During our lunch stop on the October trip, we noticed a "hanging pothole" on the other side of the coulee. Erosion of the main channel has opened up one side of the pothole. Future megafloods will finish the job and remove all traces of this pothole before going after potholes #1 and #2.

Many shallow potholes are found in this area.

These smaller kolk carved basins seem popular with the local wildlife. Game trails lead to each of them.

I'll embed a Google Map at the bottom of this post. If you switch the map from Terrain (TER) to Satellite (SAT) and zoom in, you'll be able to search the area and find many more potholes on the bench east of Billy Clapp Lake.

Several nice mesas near the lake.

A smaller version of "Hat Rock".

Hard to hide with those pointy things sticking out of your head.

Google Earth image shows Giant Current Ripples above Billy Clapp Lake

For scale you can open the October post where I posted an image of Bruce Bjornstad standing on one of the ripples shown in this shot. The mix of farmland, ripples and a massive flood channel remind me of a similar spot closer to home ... see photos below.

Giant Current Ripples in Washtucna Coulee
Note farmer on tractor at top left.

Same shot but a little wider angle. Huge flood bar being removed at coulee floor. If you look to the right of the quarry there seems to be one ripple mark left.

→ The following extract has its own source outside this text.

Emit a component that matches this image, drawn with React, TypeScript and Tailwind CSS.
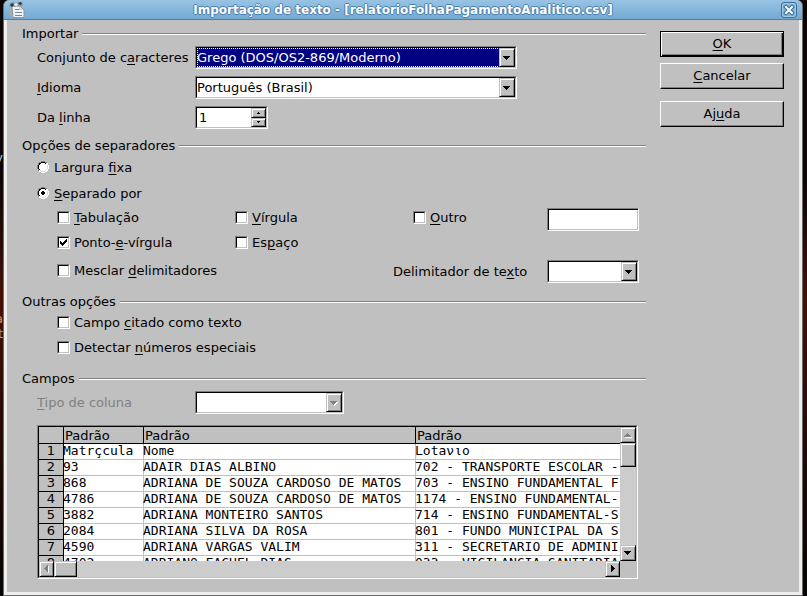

Another set of Washtucna Coulee giant current ripples

Borrow pit in ripple-covered flood bar exposes layer of windblown loess deposited since the Ice Age Floods.

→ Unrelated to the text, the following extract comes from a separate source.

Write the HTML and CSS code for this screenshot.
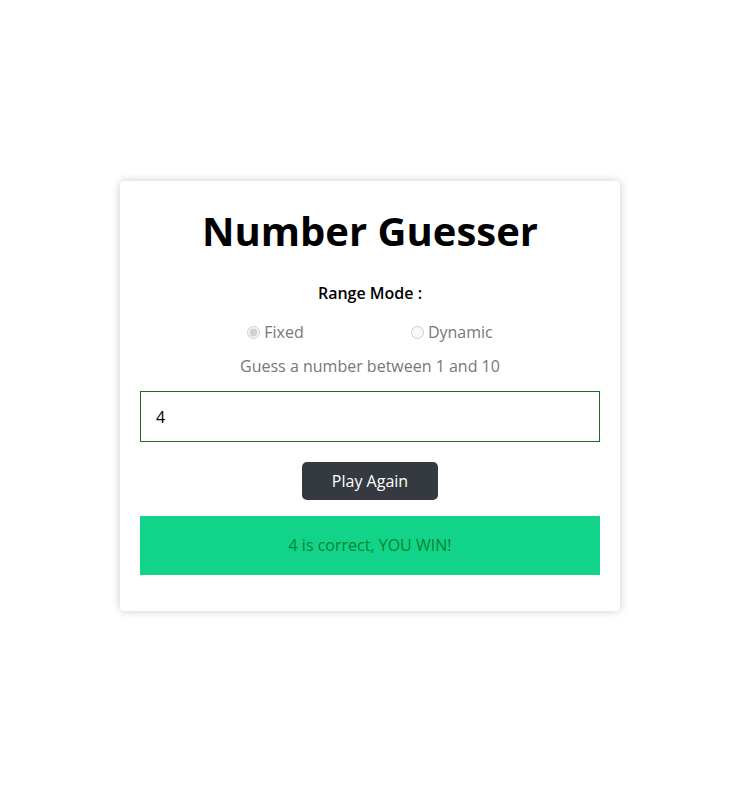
FILE: index.html
```html
<!DOCTYPE html>
<html lang="en">
<head>
<meta charset="utf-8">
<meta name="viewport" content="width=device-width, initial-scale=1">
<title>Number Guesser</title>
<link rel="stylesheet" href="styles.css">
</head>
<body>
<main class="card">
  <h1 class="title">Number Guesser</h1>
  <form class="game">
    <fieldset class="modes">
      <legend class="modes-title">Range Mode :</legend>
      <div class="modes-options">
        <label class="mode"><input type="radio" name="mode" checked disabled>Fixed</label>
        <label class="mode"><input type="radio" name="mode" disabled>Dynamic</label>
      </div>
    </fieldset>
    <label class="hint" for="guess">Guess a number between 1 and 10</label>
    <input class="guess" id="guess" type="text" inputmode="numeric" value="4">
    <button class="play" type="button">Play Again</button>
    <p class="message" role="status">4 is correct, YOU WIN!</p>
  </form>
</main>
</body>
</html>
```
FILE: styles.css
```css
* {
  box-sizing: border-box;
}

body {
  margin: 0;
  min-height: 100vh;
  display: flex;
  align-items: center;
  justify-content: center;
  background: #fff;
  color: #777;
  font: 16px/24px "Open Sans", sans-serif;
}

.card {
  width: 100%;
  max-width: 500px;
  padding: 20px 20px 36px;
  border-radius: 4px;
  background: #fff;
  box-shadow: 0 0 10px rgba(0, 0, 0, 0.2);
}

.title {
  margin: 0 0 20px;
  color: #000;
  font-size: 40px;
  line-height: 60px;
  text-align: center;
}

.game {
  display: flex;
  flex-direction: column;
  align-items: center;
}

.modes {
  width: 100%;
  margin: 0;
  padding: 0;
  border: 0;
}

.modes-title {
  width: 100%;
  padding: 0;
  color: #000;
  font-weight: 600;
  text-align: center;
}

.modes-options {
  display: flex;
  justify-content: space-evenly;
  padding-top: 15px;
}

.mode {
  display: flex;
  align-items: center;
  gap: 4px;
}

.mode input {
  width: 13px;
  height: 13px;
  margin: 0;
}

.hint {
  margin: 10px 0 13px;
}

.guess {
  width: 100%;
  height: 51px;
  padding: 0 15px;
  border: 1px solid #1a6e23;
  background: #fff;
  color: #000;
  font: inherit;
}

.play {
  margin: 20px 0 16px;
  padding: 7px 30px;
  border: 0;
  border-radius: 5px;
  background: #343a40;
  color: #fff;
  font: inherit;
}

.message {
  width: 100%;
  margin: 0;
  padding: 18px;
  background: #12d38a;
  color: #08852c;
  line-height: 23px;
  text-align: center;
}
```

South of the coulee along Highway 28 a historical marker gives a brief history of the area:


Indians camped along Crab Creek in Stratford to gather roots and other food. The main Indian trail came past Stratford across the creek. The Indian trail branched here & one went past Pinto Dam. LT Symons came past here while laying out military wagon road from FT Walla Walla to Camp Chelan in 1879. Old wagon road from Waterville to Ritzville came past here in 1888. Railroad built in 1892. Early apple orchards were irrigated from Brook Lake in late 1890's. Pumphouse still standing. Stratford platted in 1903. Crab Lake drained by local pioneers in 1909 for farming purposes.